Las Vegas Sun

April 24, 2024

Political maneuvering for 2010 elections

Emptying the reporter’s notebook with reckless, idle and remotely fact-based speculation:

• Anointment brings disappointment? News this week that County Commission Chairman Rory Reid has won the endorsement of the local machinists union continues a gubernatorial anointment drumbeat.

“The last few years under Jim Gibbons have been devastating for working families in Nevada, struggling to make ends meet,” Local 845 President Richard Dishman wrote to Reid the Younger. “With new leadership and a fresh start, we can change Carson City and put the middle class first again. We know you’ll fight for good jobs, new industry to our state, and the education system our children deserve. That’s why you can count on us to stand with you throughout this campaign.”

Touching, eh?

I suppose there are two ways to look at this kind of endorsement, complete with boilerplate, meaningless language. One point of view is that, as with the building trades and carpenters, Reid has demonstrated an ability to induce special interests to get on board early, thus creating the impression that he is the only candidate worth talking about on the Democratic side. But another perspective might be that these unions are exposing themselves as pawns of a ruthless anointment Reid the Elder would be proud of, without regard to any principles or substance and with only an eye on being with the winner.

But the latter sounds so Machiavellian and cynical that I can’t possibly subscribe to it.

• Will Reid the Younger be the only Democratic candidate? As the time for prospective candidates for major offices to declare themselves (or not) is close at hand, many Democrats continue to wonder whether he will have an opponent. Many partisans are now starting to believe that Assembly Speaker Barbara Buckley, even though she would be formidable in a primary against Reid, is unlikely to run, opting instead to spend more time with her family after spending more than a decade in public life.
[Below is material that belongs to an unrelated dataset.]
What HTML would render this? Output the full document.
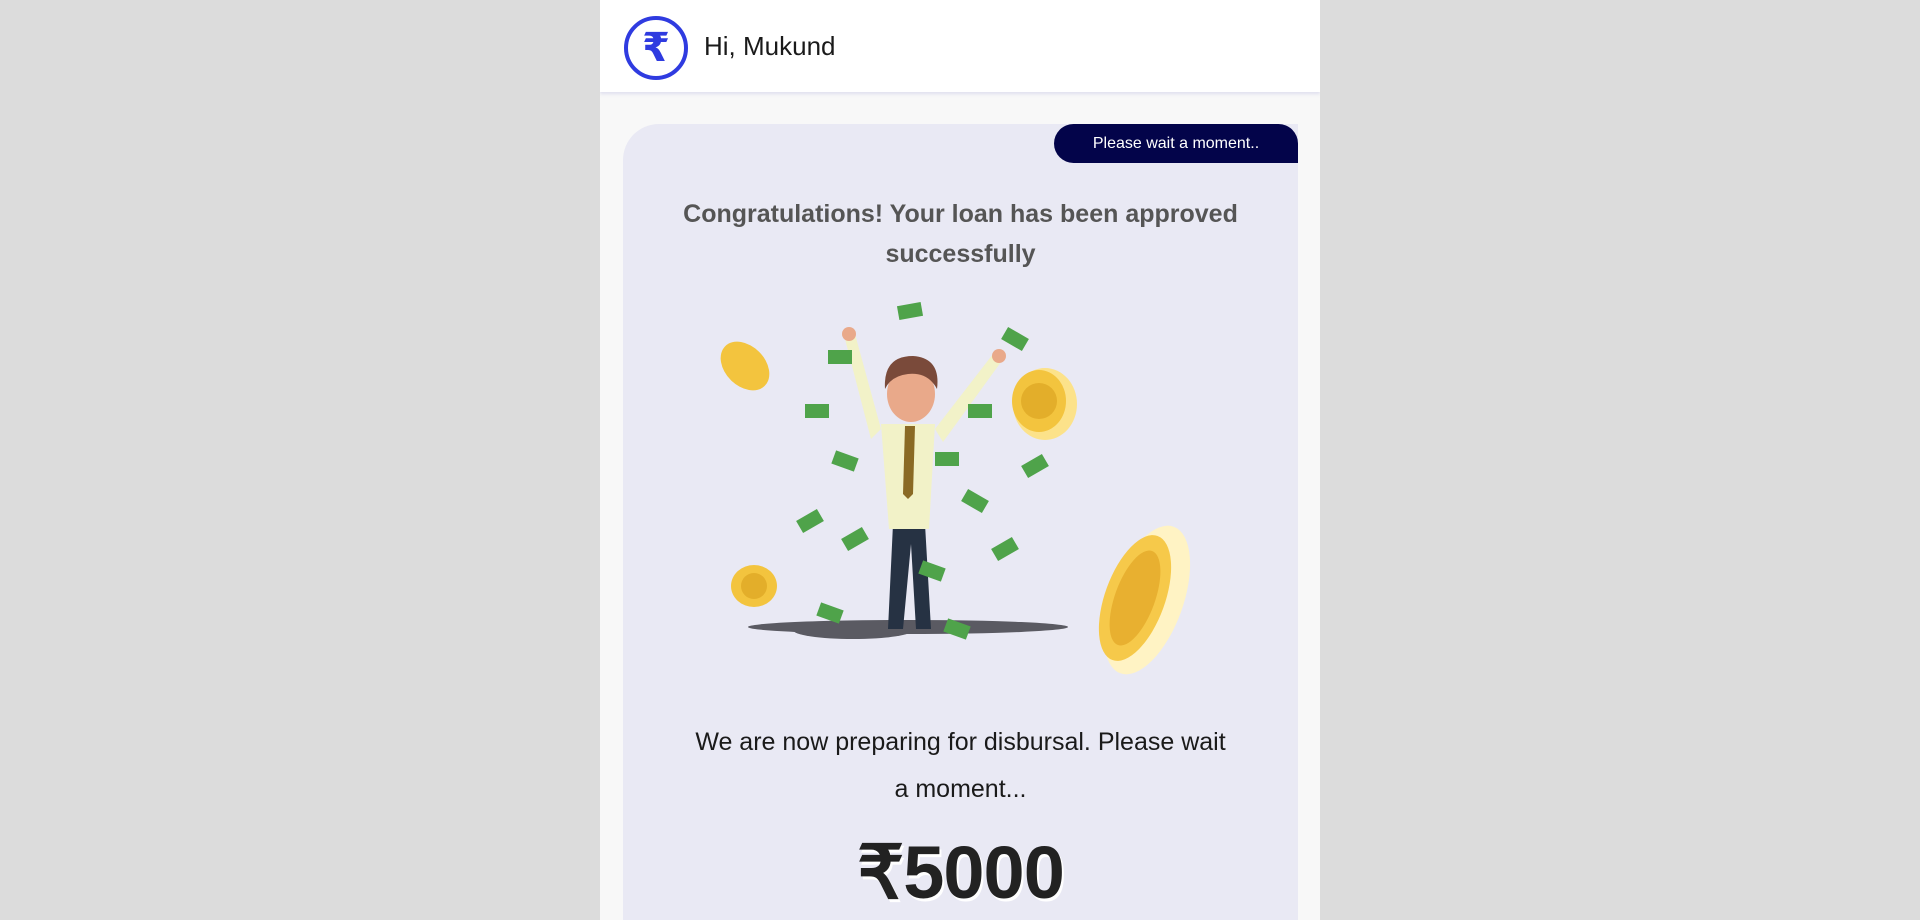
<!DOCTYPE html>
<html><head><meta charset="utf-8"><style>
html,body{margin:0;padding:0;width:1920px;height:920px;overflow:hidden;background:#dcdcdc;font-family:"Liberation Sans",sans-serif}
.col{position:absolute;left:600px;top:0;width:720px;height:920px;background:#f8f8f8;overflow:hidden}
.hdr{position:absolute;left:0;top:0;width:720px;height:92px;background:#fff;box-shadow:0 2px 3px rgba(200,200,230,.5)}
.logo{position:absolute;left:23px;top:15px}
.hi{position:absolute;left:104px;top:31px;font-size:26px;color:#1a1a1a}
.card{position:absolute;left:23px;top:124px;width:675px;height:796px;background:#e9e9f4;border-radius:36px 0 0 0}
.badge{position:absolute;right:0;top:0;width:244px;height:39px;background:#03044a;color:#fff;font-size:16px;line-height:39px;text-align:center;border-radius:26px 26px 0 26px}
.t1{position:absolute;left:0;width:675px;top:70px;text-align:center;font-size:25px;font-weight:bold;color:#555;line-height:40px}
.t2{position:absolute;left:0;width:675px;top:595px;text-align:center;font-size:25px;color:#1a1a1a;line-height:47px}
.amt{position:absolute;left:0;width:675px;top:706px;text-align:center;font-size:74px;font-weight:bold;color:#222;text-shadow:2px 3px 0 #fff;letter-spacing:-1px}
</style></head><body>
<div class="col">
 <div class="hdr">
  <svg class="logo" width="66" height="66" viewBox="0 0 66 66"><circle cx="33" cy="33" r="30" fill="#fff" stroke="#2f3be0" stroke-width="4"/><text x="33" y="46" text-anchor="middle" font-size="40" font-weight="bold" fill="#2f3be0" font-family="DejaVu Sans">₹</text></svg>
  <div class="hi">Hi, Mukund</div>
 </div>
 <div class="card">
  <div class="badge">Please wait a moment..</div>
  <div class="t1">Congratulations! Your loan has been approved<br>successfully</div>
  <svg style="position:absolute;left:0;top:170px" width="675" height="420" viewBox="0 0 675 420">
   <ellipse cx="285" cy="333" rx="160" ry="7" fill="#5a5a62"/>
   <ellipse cx="230" cy="336" rx="60" ry="9" fill="#5a5a62"/>
   <path d="M270 230 L265 335 L280 335 L288 250 L293 335 L308 335 L302 230Z" fill="#263243"/>
   <path d="M258 130 L312 130 L306 235 L266 235Z" fill="#f2f2c8"/>
   <path d="M258 135 L232 40 L222 45 L248 145Z" fill="#f2f2c8"/>
   <path d="M312 135 L370 60 L378 68 L320 148Z" fill="#f2f2c8"/>
   <path d="M282 132 L292 132 L290 200 L285 205 L280 200Z" fill="#8a6a25"/>
   <ellipse cx="288" cy="100" rx="24" ry="28" fill="#e9a98a"/>
   <path d="M262 95 Q260 62 290 62 Q318 64 314 95 Q305 78 285 80 Q268 82 262 95Z" fill="#7a4a3a"/>
   <circle cx="226" cy="40" r="7" fill="#e9a98a"/><circle cx="376" cy="62" r="7" fill="#e9a98a"/>
   <ellipse cx="524" cy="306" rx="36" ry="78" transform="rotate(20 524 306)" fill="#fff3c4"/>
   <ellipse cx="512" cy="304" rx="30" ry="66" transform="rotate(20 512 304)" fill="#f6c94a"/>
   <ellipse cx="512" cy="304" rx="20" ry="50" transform="rotate(20 512 304)" fill="#e8b030"/>
   <ellipse cx="422" cy="110" rx="32" ry="36" fill="#fce28a"/>
   <ellipse cx="416" cy="107" rx="27" ry="31" fill="#f3c43e"/>
   <circle cx="416" cy="107" r="18" fill="#e3ae2a"/>
   <ellipse cx="122" cy="72" rx="20" ry="28" transform="rotate(-45 122 72)" fill="#f3c43e"/>
   <ellipse cx="131" cy="292" rx="23" ry="21" fill="#f3c43e"/>
   <circle cx="131" cy="292" r="13" fill="#e3ae2a"/>
   <g fill="#4fa34a">
    <rect x="275" y="10" width="24" height="14" transform="rotate(-10 287 17)"/>
    <rect x="205" y="56" width="24" height="14"/>
    <rect x="380" y="38" width="24" height="14" transform="rotate(30 392 45)"/>
    <rect x="182" y="110" width="24" height="14"/>
    <rect x="345" y="110" width="24" height="14"/>
    <rect x="210" y="160" width="24" height="14" transform="rotate(20 222 167)"/>
    <rect x="312" y="158" width="24" height="14"/>
    <rect x="400" y="165" width="24" height="14" transform="rotate(-30 412 172)"/>
    <rect x="175" y="220" width="24" height="14" transform="rotate(-30 187 227)"/>
    <rect x="340" y="200" width="24" height="14" transform="rotate(30 352 207)"/>
    <rect x="220" y="238" width="24" height="14" transform="rotate(-30 232 245)"/>
    <rect x="370" y="248" width="24" height="14" transform="rotate(-30 382 255)"/>
    <rect x="297" y="270" width="24" height="14" transform="rotate(20 309 277)"/>
    <rect x="195" y="312" width="24" height="14" transform="rotate(20 207 319)"/>
    <rect x="322" y="328" width="24" height="14" transform="rotate(20 334 335)"/>
   </g>
  </svg>
  <div class="t2">We are now preparing for disbursal. Please wait<br>a moment...</div>
  <div class="amt">₹5000</div>
 </div>
</div>
</body></html>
Buckley certainly could rev up a campaign and be competitive in no time. But several observers say they have seen the fire in her belly start to burn less brightly and with few out there to stoke it, it seems less and less likely she will run.

• So what about the Republicans? I can’t imagine Ø is having much luck raising money — Jim who? — so my guess is even this relatively clueless/delusional incumbent eventually will decide all in all he’d rather be in Lamoille. But some Republicans continue to murmur that they don’t believe either Joe Heck, the former state senator, or Mike Montandon, the ex-North Las Vegas mayor, can defeat a heavily moneyed Reid the Younger campaign in an increasingly Democratic state.

I am hardly sure that is correct, especially if the issue of two Reids being on the ballot can be exploited. Nonetheless, some GOP insiders are playing a game called Waiting for Brian — as in Sandoval, the federal judge, former attorney general and ex-assemblyman. If Sandoval, reportedly afflicted with judicial ennui, decides to trade his robe for the mantle of GOP savior, he could change the dynamic of the race — on both sides.

• And speaking of GOP saviors ... Whither Dean Heller, the congressman who National Republican Senatorial Committee Chairman John Cornyn all but described as the Second Coming in his ongoing campaign to induce him to run in the country’s marquee race of Campaign 2010 against Reid the Elder. Republicans are hoping for a candidacy announcement this month, but may be disappointed.

I have long believed Heller was the most potent GOP contender against the Senate majority leader because he is such a stark contrast to Reid — young, telegenic, northerner. I think Heller would enter the race as no worse than even money and if the national atmospherics are right, perhaps a slight favorite.

But having said that, would he risk a safe seat, a perch on Ways and Means and his place at the front of the John Ensign vulture line? That’s a tough call, no matter how many national types are telling him he’s the greatest thing since John Thune.

If Heller doesn’t run, though, the Republicans are left with Snow White and at least seven dwarves. Snow White, aka GOP Chairwoman Sue Lowden, may run if Heller opts out, believing as many Republicans do that even though his numbers are abysmal, Reid may not be taken out by a dwarf — even a dwarf who can self-fund.

The only decision for Lowden is whether she wants to get into a campaign against the man Republicans love to call Dirty Harry. After a go-round with him, nobody looks like Snow White anymore.